Pendant 15 ans, Laurence, alors cadre supérieur chez Vinci, s'est alcoolisée au travail. "L'alcool est présent. C'est presque un outil de management. C'est-à-dire que les cadences sont parfois tellement fortes, les pressions aussi, que cet alcool me permettait de tenir le rythme, confie-t-elle. Et je le prenais parce qu'il m'était présenté au repas d'affaires le midi, ou le soir à 17h00 lors d'un pot officiel, plus lors des pots 'clandestins'. L'alcool était donc à portée de main".

C'est finalement lors d'une cérémonie de vœux, début 2008, que Laurence s'effondre. "Il n'y avait quasiment pas de jus de fruits, que du whisky. Je me souviens encore très bien des plateaux qui se baladaient. Il n'y avait quasiment rien à manger. J'ai donc pris la coupe que l'on m'a tendue. Mon corps s'est ensuite jeté sur deux bouteilles mais après je n'ai plus répondu de rien", se rappelle-t-elle.

"On n'est pas seul responsable"

"Bien sûr, je suis responsable. Mais personne ne m'a pris à part pour me dire d'arrêter, regrette-t-elle. Je vais donc m'effondrer en public, ivre". Laurence devra quitter l'entreprise. Une entreprise dont elle déplore aujourd'hui l'attitude: "Il a fallu que je m'effondre pour qu'enfin j'apprenne que mon employeur connaissait mon problème depuis plus d'une année." Et d'ajouter: "Vous imaginez le choc quand le DRH me dit 'De toute façon, tout le monde le savait'. Mais qu'attendait-il pour venir me parler?"

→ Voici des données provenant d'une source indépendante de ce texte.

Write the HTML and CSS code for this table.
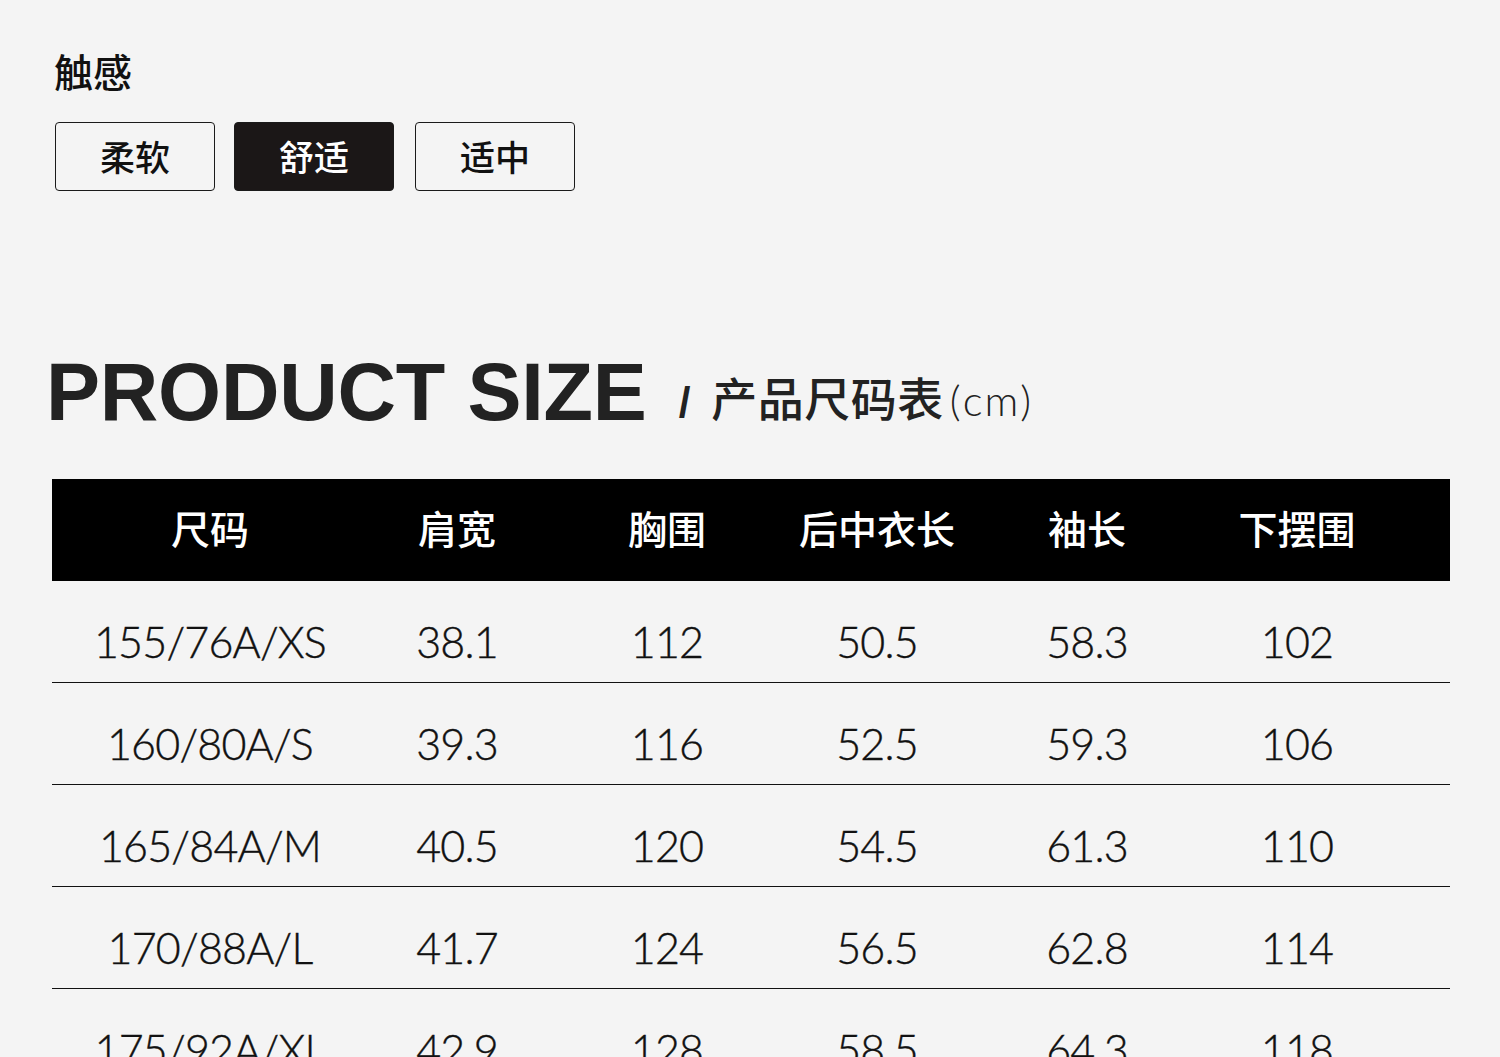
FILE: index.html
```html
<!DOCTYPE html>
<html lang="zh-CN">
<head>
<meta charset="utf-8">
<title>Product Size</title>
<link rel="stylesheet" href="styles.css">
</head>
<body>
<div class="page">
  <section class="feel">
    <h2 class="feel-title">触感</h2>
    <div class="options">
      <div class="opt">柔软</div>
      <div class="opt opt-active">舒适</div>
      <div class="opt">适中</div>
    </div>
  </section>

  <section class="size">
    <h1 class="size-title"><span class="en">PRODUCT SIZE</span><span class="slash">/</span><span class="zh">产品尺码表</span><span class="unit">(cm)</span></h1>

    <div class="table">
      <div class="row head">
        <div class="cell">尺码</div>
        <div class="cell">肩宽</div>
        <div class="cell">胸围</div>
        <div class="cell">后中衣长</div>
        <div class="cell">袖长</div>
        <div class="cell">下摆围</div>
      </div>
      <div class="row">
        <div class="cell">155/76A/XS</div><div class="cell">38.1</div><div class="cell">112</div><div class="cell">50.5</div><div class="cell">58.3</div><div class="cell">102</div>
      </div>
      <div class="row">
        <div class="cell">160/80A/S</div><div class="cell">39.3</div><div class="cell">116</div><div class="cell">52.5</div><div class="cell">59.3</div><div class="cell">106</div>
      </div>
      <div class="row">
        <div class="cell">165/84A/M</div><div class="cell">40.5</div><div class="cell">120</div><div class="cell">54.5</div><div class="cell">61.3</div><div class="cell">110</div>
      </div>
      <div class="row">
        <div class="cell">170/88A/L</div><div class="cell">41.7</div><div class="cell">124</div><div class="cell">56.5</div><div class="cell">62.8</div><div class="cell">114</div>
      </div>
      <div class="row">
        <div class="cell">175/92A/XL</div><div class="cell">42.9</div><div class="cell">128</div><div class="cell">58.5</div><div class="cell">64.3</div><div class="cell">118</div>
      </div>
    </div>
  </section>
</div>
</body>
</html>
```

FILE: styles.css
```css
html, body {
  margin: 0;
  padding: 0;
  background: #f4f4f4;
  overflow: hidden;
}
body {
  font-family: "Noto Sans CJK SC", "Noto Sans", sans-serif;
  color: #1a1a1a;
}
.page {
  width: 1500px;
  height: 1057px;
  overflow: hidden;
}
.feel {
  padding: 45px 0 0 54px;
}
.feel-title {
  margin: 0;
  font-size: 39px;
  font-weight: 500;
  line-height: 50px;
  color: #111;
}
.options {
  display: flex;
  gap: 19px;
  margin-top: 27px;
  padding-left: 1px;
}
.opt {
  box-sizing: border-box;
  width: 160px;
  height: 69px;
  border: 1px solid #1a1a1a;
  border-radius: 4px;
  display: flex;
  align-items: center;
  justify-content: center;
  font-size: 35px;
  font-weight: 500;
  color: #111;
  padding-bottom: 2px;
}
.opt + .opt-active + .opt { margin-left: 2px; }
.opt-active {
  background: #1b1717;
  color: #fff;
}
.size {
  margin-top: 160px;
}
.size-title {
  margin: 0 0 0 46px;
  height: 82px;
  line-height: 82px;
  color: #222;
  font-weight: normal;
  white-space: nowrap;
}
.en {
  font-family: "Liberation Sans", Arial, sans-serif;
  font-weight: 700;
  font-size: 81px;
  letter-spacing: -0.2px;
}
.slash {
  font-family: "Liberation Sans", Arial, sans-serif;
  font-weight: 700;
  font-size: 42px;
  margin-left: 32px;
  margin-right: 21px;
  vertical-align: 3px;
}
.zh {
  font-size: 46px;
  font-weight: 500;
  vertical-align: 4px;
  letter-spacing: 0.5px;
}
.unit {
  font-family: "Lato", sans-serif;
  font-weight: 300;
  font-size: 42px;
  margin-left: 6px;
  vertical-align: 4px;
  letter-spacing: 2px;
}
.table {
  margin: 46px 50px 0 52px;
}
.row {
  display: grid;
  grid-template-columns: 284px repeat(5, 210px);
  padding-left: 16px;
  height: 101px;
  border-bottom: 1px solid #111;
  font-family: "Lato", sans-serif;
  font-weight: 300;
  font-size: 43px;
  color: #111;
  align-items: center;
}
.row .cell {
  text-align: center;
  padding-top: 20px;
  letter-spacing: -0.8px;
  -webkit-text-stroke: 0.4px #111;
}
.row.head {
  height: 102px;
  background: #000;
  border-bottom: none;
  font-family: "Noto Sans CJK SC", sans-serif;
  font-size: 39px;
  font-weight: 500;
  color: #fff;
}
.row.head .cell {
  padding-top: 0;
  padding-bottom: 6px;
  letter-spacing: 0;
  -webkit-text-stroke: 0;
}
```
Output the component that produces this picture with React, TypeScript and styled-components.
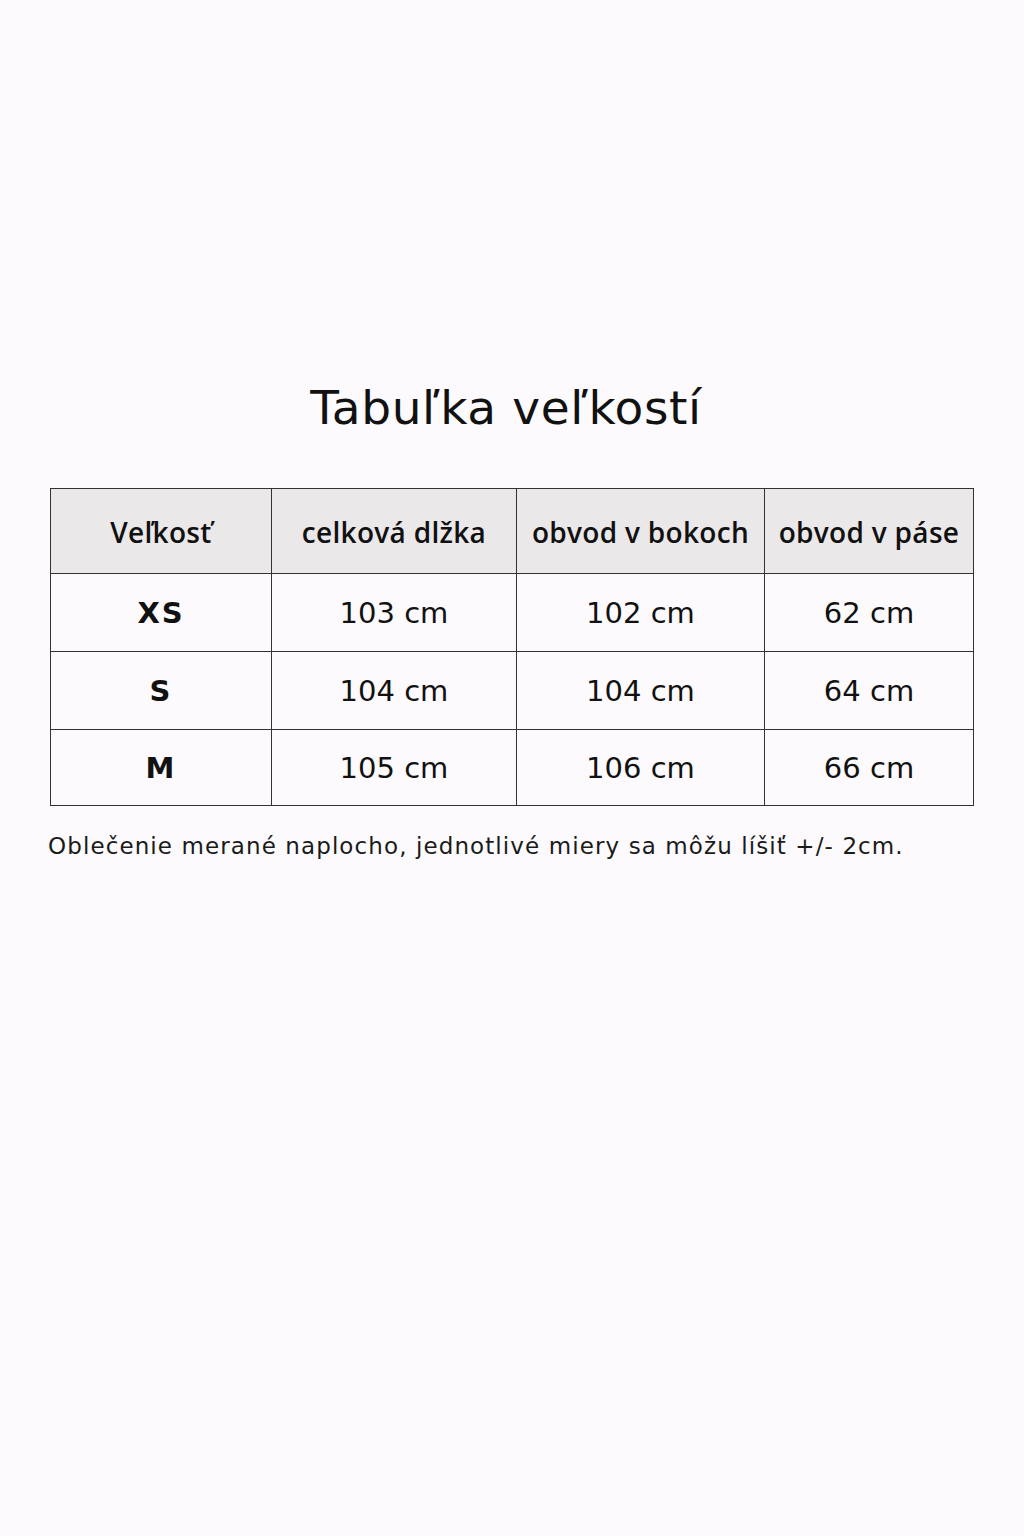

"C'était complètement tabou", assure encore Laurence tout en estimant que "c'est quand même à cause du travail et dans un contexte professionnel que j'ai abusé de l'alcool. Donc on n'est pas seul responsable. Il faut qu'ils le comprennent. Il faire plus de prévention, de repérage". Depuis, Laurence anime des groupes de paroles. Elle vient aussi de commencer une formation pour devenir psychothérapeute-addictologue.